2 The Chapter 13 Trustee dutifully pointed out the problems with Debtor’s counsel’s work since the beginning and asked that the case be dismissed last fall. (See Dkt. No. 19) My predecessor and I collectively continued the Trustee’s motion to dismiss seven times, for the same reason: to give the Debtor every reasonable opportunity to confirm a plan to save her home, if possible. (See Dkt. Nos. 21, 27, 31, 39, 42, 48, 54) any amended plan to be signed by both the Debtor and her counsel. (Compare Dkt.

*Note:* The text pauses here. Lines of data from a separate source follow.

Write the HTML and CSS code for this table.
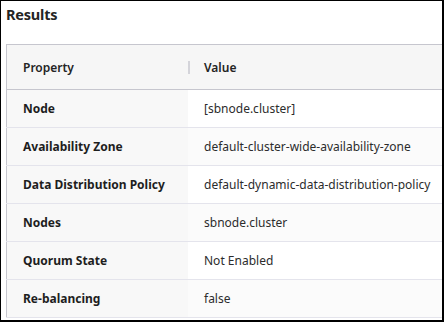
FILE: index.html
```html
<!DOCTYPE html>
<html>
<head>
<meta charset="utf-8">
<link rel="stylesheet" href="styles.css">
</head>
<body>
<div class="frame">
  <h1 class="title">Results</h1>
  <table class="grid">
    <thead>
      <tr>
        <th class="col-prop"><span class="hcell">Property</span></th>
        <th class="col-val"><span class="hcell sep">Value</span></th>
      </tr>
    </thead>
    <tbody>
      <tr><td class="prop">Node</td><td class="val">[sbnode.cluster]</td></tr>
      <tr class="alt"><td class="prop">Availability Zone</td><td class="val">default-cluster-wide-availability-zone</td></tr>
      <tr><td class="prop">Data Distribution Policy</td><td class="val">default-dynamic-data-distribution-policy</td></tr>
      <tr class="alt"><td class="prop">Nodes</td><td class="val">sbnode.cluster</td></tr>
      <tr><td class="prop">Quorum State</td><td class="val">Not Enabled</td></tr>
      <tr class="alt"><td class="prop">Re-balancing</td><td class="val">false</td></tr>
    </tbody>
  </table>
</div>
</body>
</html>
```
FILE: styles.css
```css
html, body {
  margin: 0;
  padding: 0;
  background: #ffffff;
}
.frame {
  box-sizing: border-box;
  width: 444px;
  height: 322px;
  border-top: 1px solid #000;
  border-left: 1px solid #000;
  border-right: 2px solid #000;
  border-bottom: 2px solid #000;
  padding-left: 5px;
  overflow: hidden;
  font-family: "Noto Sans", "Open Sans", sans-serif;
  color: #242424;
}
.title {
  margin: 0;
  height: 43px;
  padding-top: 3px;
  box-sizing: border-box;
  font-size: 14.5px;
  font-weight: 700;
  line-height: 20px;
  letter-spacing: -0.2px;
  color: #242424;
}
.grid {
  border-collapse: collapse;
  width: 437px;
  table-layout: fixed;
  font-size: 12px;
}
.grid th {
  height: 44px;
  padding: 0;
  background: #f6f6f6;
  border-top: 1px solid #c6c6ce;
  border-bottom: 1px solid #c6c6ce;
  text-align: left;
  font-weight: 600;
  color: #242424;
}
.grid th.col-prop {
  width: 181px;
  border-left: 1px solid #c6c6ce;
}
.hcell {
  display: flex;
  align-items: center;
  height: 44px;
  padding-left: 16px;
}
.hcell.sep {
  position: relative;
}
.hcell.sep::before {
  content: "";
  position: absolute;
  left: 0;
  top: 16px;
  width: 2px;
  height: 13px;
  background: #d4d4da;
}
.grid td {
  height: 37px;
  padding: 0 0 0 16px;
  border-bottom: 1px solid #e4e4ec;
  white-space: nowrap;
}
.grid td.prop {
  border-left: 1px solid #c6c6ce;
  background: #f8f8f8;
  font-weight: 700;
  color: #1e1e1e;
}
.grid td.val {
  background: #ffffff;
  color: #2c2c2c;
}
.grid tr.alt td.val {
  background: #fbfbfb;
}
```
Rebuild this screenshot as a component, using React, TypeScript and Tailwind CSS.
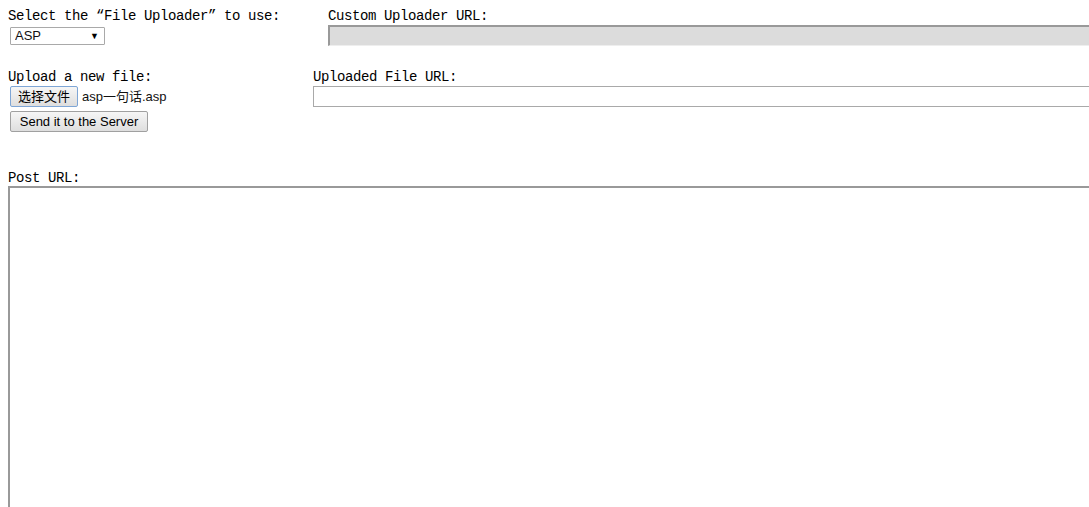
import React, { useState } from 'react';

const mono = "font-['Liberation_Mono','DejaVu_Sans_Mono',monospace] text-[14px] tracking-[-0.4px] leading-[16px]";
const sans = "font-['Liberation_Sans','Noto_Sans_CJK_SC',sans-serif] text-[13px]";
const btn =
  'h-[21px] px-[6px] rounded-[2px] border bg-gradient-to-b from-[#f6f6f6] to-[#dedede] text-black leading-[19px]';

const App: React.FC = () => {
  const [uploader, setUploader] = useState('ASP');

  return (
    <div className="min-h-screen w-[1089px] overflow-hidden bg-white text-black">
      <div className="flex pt-[8px] pl-[8px]">
        <div className="w-[320px] shrink-0">
          <div className={mono}>Select the “File Uploader” to use:</div>
          <div className="relative ml-[2px] mt-[3px] h-[18px] w-[95px]">
            <select
              value={uploader}
              onChange={(e) => setUploader(e.target.value)}
              className={`${sans} block h-[18px] w-[95px] appearance-none rounded-[1px] border border-[#a9a9a9] bg-white pl-[4px] leading-[16px] text-[#111] outline-none`}
            >
              <option>ASP</option>
              <option>PHP</option>
              <option>JSP</option>
              <option>Custom</option>
            </select>
            <span className="pointer-events-none absolute right-[6px] top-[3px] text-[9px] leading-[12px] text-black">▼</span>
          </div>
        </div>
        <div className="flex-1">
          <div className={mono}>Custom Uploader URL:</div>
          <input
            disabled
            className="mt-[1px] block h-[21px] w-[770px] border-t-2 border-l-2 border-b border-r border-t-[#999] border-l-[#999] border-b-[#eee] border-r-[#eee] bg-[#dcdcdc]"
          />
        </div>
      </div>

      <div className="mt-[23px] flex pl-[8px]">
        <div className="w-[305px] shrink-0">
          <div className={mono}>Upload a new file:</div>
          <div className="ml-[2px] mt-[1px] flex items-center">
            <button className={`${btn} ${sans} w-[68px] border-[#7ea6d6]`}>选择文件</button>
            <span className={`${sans} ml-[4px] text-[#111]`}>asp一句话.asp</span>
          </div>
          <button className={`${btn} ${sans} ml-[2px] mt-[4px] block w-[138px] border-[#a0a0a0]`}>
            Send it to the Server
          </button>
        </div>
        <div className="flex-1">
          <div className={mono}>Uploaded File URL:</div>
          <input className="mt-[1px] block h-[21px] w-[790px] border border-[#a9a9a9] bg-white outline-none" />
        </div>
      </div>

      <div className="mt-[38px] pl-[8px]">
        <div className={mono}>Post URL:</div>
        <textarea className="mt-[0px] block h-[340px] w-[1100px] resize-none border-t-2 border-l-2 border-t-[#999] border-l-[#999] bg-white outline-none" />
      </div>
    </div>
  );
};

export default App;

No. 55 at 2 (order requiring Debtor’s signature) with (Dkt. No. 73) (amended plan lacking signature)) I required the Debtor’s signature on any proposed amended plan for a good reason. On March 6, 2025, Debtor’s counsel signed and filed on behalf of the Debtor a proposed Plan that (if

confirmed) would have required the Debtor to make monthly plan payments of $2,600 for 60 months and to provide 18% interest to Corona on its claim. (See Dkt. No. 35, §§ 2.1, 3.2) But on April 8, 2025, the Debtor personally appeared in Court (while Mr. Nield appeared via Zoom) and told me that she did not agree with the plan that her counsel had filed—suggesting the plan had been filed without her approval. Then, at the next hearing on June 10, 2025, when I asked Mr.